The guilt was a physical weight on her chest. She felt like a traitor for even thinking it. She remembered her vows, the letters she had written in the first year, the way she had screamed when the handcuffs clicked. But four years of silence and salt air had changed her. She was tired of being a symbol of loyalty. She was tired of the “social exile.” She just wanted to be a woman with a husband who didn’t live behind bars.

A soft knock at her door interrupted the spiral of her thoughts. It was Maame Efua.

“Abena? Are you awake?” the widow asked, stepping inside the room “Osei left this for you. He said you forgot it in the car.”

It was her stethoscope, a small but vital tool of her trade.

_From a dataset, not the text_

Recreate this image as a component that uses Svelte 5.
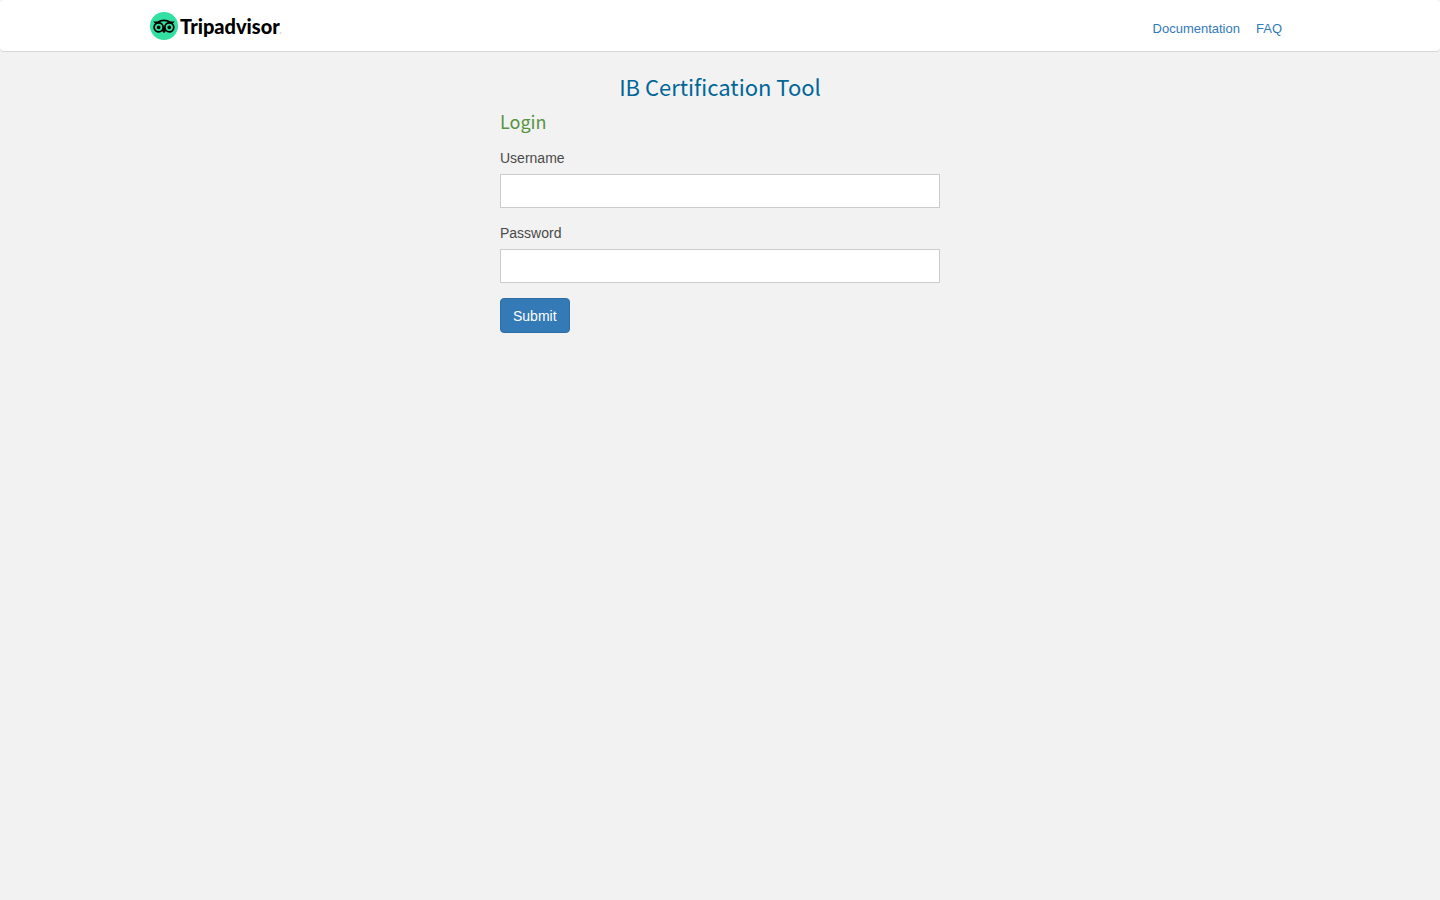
<script>
  let username = $state('');
  let password = $state('');
</script>

<header>
  <div class="bar">
    <a class="brand" href="#home" aria-label="Tripadvisor">
      <svg viewBox="0 0 28 28" aria-hidden="true">
        <circle cx="14" cy="14" r="14" fill="#34e0a1" />
        <path
          transform="translate(3.3 3.6) scale(.89)"
          d="M12.006 4.295c-2.67 0-5.338.784-7.645 2.353H0l1.963 2.135a5.997 5.997 0 0 0 4.04 10.43 5.976 5.976 0 0 0 4.075-1.6L12 19.705l1.922-2.09a5.972 5.972 0 0 0 4.072 1.598 6 6 0 0 0 6-5.998 5.982 5.982 0 0 0-1.957-4.432L24 6.648h-4.35a13.573 13.573 0 0 0-7.644-2.353zM12 6.255c1.531 0 3.063.303 4.504.903C13.943 8.138 12 10.43 12 13.1c0-2.671-1.942-4.962-4.504-5.942A11.72 11.72 0 0 1 12 6.256zM6.002 9.157a4.059 4.059 0 1 1 0 8.118 4.059 4.059 0 0 1 0-8.118zm11.992.002a4.057 4.057 0 1 1 .003 8.115 4.057 4.057 0 0 1-.003-8.115zm-11.992 1.93a2.128 2.128 0 0 0 0 4.256 2.128 2.128 0 0 0 0-4.256zm11.992 0a2.128 2.128 0 0 0 0 4.256 2.128 2.128 0 0 0 0-4.256z"
        />
      </svg>
      <span>Tripadvisor<small>®</small></span>
    </a>
    <nav>
      <a href="#documentation">Documentation</a>
      <a href="#faq">FAQ</a>
    </nav>
  </div>
</header>

<main>
  <h1>IB Certification Tool</h1>
  <form onsubmit={(e) => e.preventDefault()}>
    <h2>Login</h2>
    <div class="field">
      <label for="username">Username</label>
      <input id="username" type="text" bind:value={username} />
    </div>
    <div class="field">
      <label for="password">Password</label>
      <input id="password" type="password" bind:value={password} />
    </div>
    <button type="submit">Submit</button>
  </form>
</main>

<style>
  :global(body) {
    background: #f2f2f2;
    color: #4a4a4a;
    font: 14px/20px "Liberation Sans", Arial, sans-serif;
  }
  * {
    box-sizing: border-box;
  }
  header {
    background: #fff;
    border-bottom: 1px solid #d6d6d6;
    border-radius: 4px;
  }
  .bar {
    display: flex;
    justify-content: space-between;
    align-items: center;
    max-width: 1140px;
    height: 51px;
    margin: 0 auto;
  }
  .brand {
    display: flex;
    align-items: center;
    gap: 2px;
    color: #000;
    text-decoration: none;
    font: 900 20px/28px Lato, sans-serif;
  }
  .brand svg {
    width: 28px;
    height: 28px;
  }
  .brand small {
    font-size: 2px;
    font-weight: 400;
    line-height: 1;
  }
  nav {
    display: flex;
    gap: 16px;
    padding: 6px 8px 0 0;
    font-size: 13px;
  }
  nav a {
    color: #337ab7;
    text-decoration: none;
  }
  main {
    max-width: 440px;
    margin: 0 auto;
    padding-top: 18px;
  }
  h1,
  h2 {
    margin: 0;
    font-family: "Noto Sans CJK SC", sans-serif;
    font-weight: 400;
    line-height: 32px;
  }
  h1 {
    color: #069;
    font-size: 22px;
    text-align: center;
  }
  h2 {
    margin: 3px 0 11px;
    color: #589442;
    font-size: 18px;
  }
  .field {
    margin-bottom: 15px;
  }
  label {
    display: block;
    margin-bottom: 6px;
  }
  input {
    display: block;
    width: 100%;
    height: 34px;
    padding: 6px 12px;
    border: 1px solid #ccc;
    border-radius: 0;
    background: #fff;
    color: #555;
    font: inherit;
  }
  button {
    height: 35px;
    padding: 6px 12px;
    border: 1px solid #2e6da4;
    border-radius: 4px;
    background: #337ab7;
    color: #fff;
    font: inherit;
    cursor: pointer;
  }
</style>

“He is a good man, that one,” Maame Efua said. “He worries for you. He tells me all the time, ‘Maame, make sure she eats. Make sure she rests.’ A man who looks after a woman when her house is on fire… that is a man worth keeping.”

Abena took the stethoscope, her fingers brushing against the cold metal. “He is my cousin, Maame.”

Maame Efua let out a soft, knowing laugh. “Blood is thick, my daughter, but presence is thicker. You are a nurse; you know that a body needs warmth to survive. You cannot warm yourself with a memory for twenty years.”

As Maame Efua left, Abena looked at the stethoscope. Osei hadn’t just returned a tool; he had sent a reminder. He was the one who knew her shift schedule. He was the one who ensured she had gas for her stove. He was the reality, and Kwesi was the dream that had turned into a nightmare.

She thought of their dinner at Community 11. Osei had laughed at her jokes. He had listened to her complaints about the senior matron. He had looked at her not with pity, but with a quiet, steady admiration. For a few hours, she had felt like a normal person. She had felt… alive.

The determination she had carried for four years was no longer a solid wall. It was a thread, frayed and thinning, being pulled by the weight of a life she was missing out on. She wasn’t ready to walk away from Kwesi yet—the memory of Kwesi was still too strong for that—but the temptation of the “easy” path, the path Osei was paving with envelopes and dinners and constant presence, was becoming a siren song she could no longer ignore. She fell asleep with a prayer for strength, but even as she prayed, she knew the erosion had reached the foundation.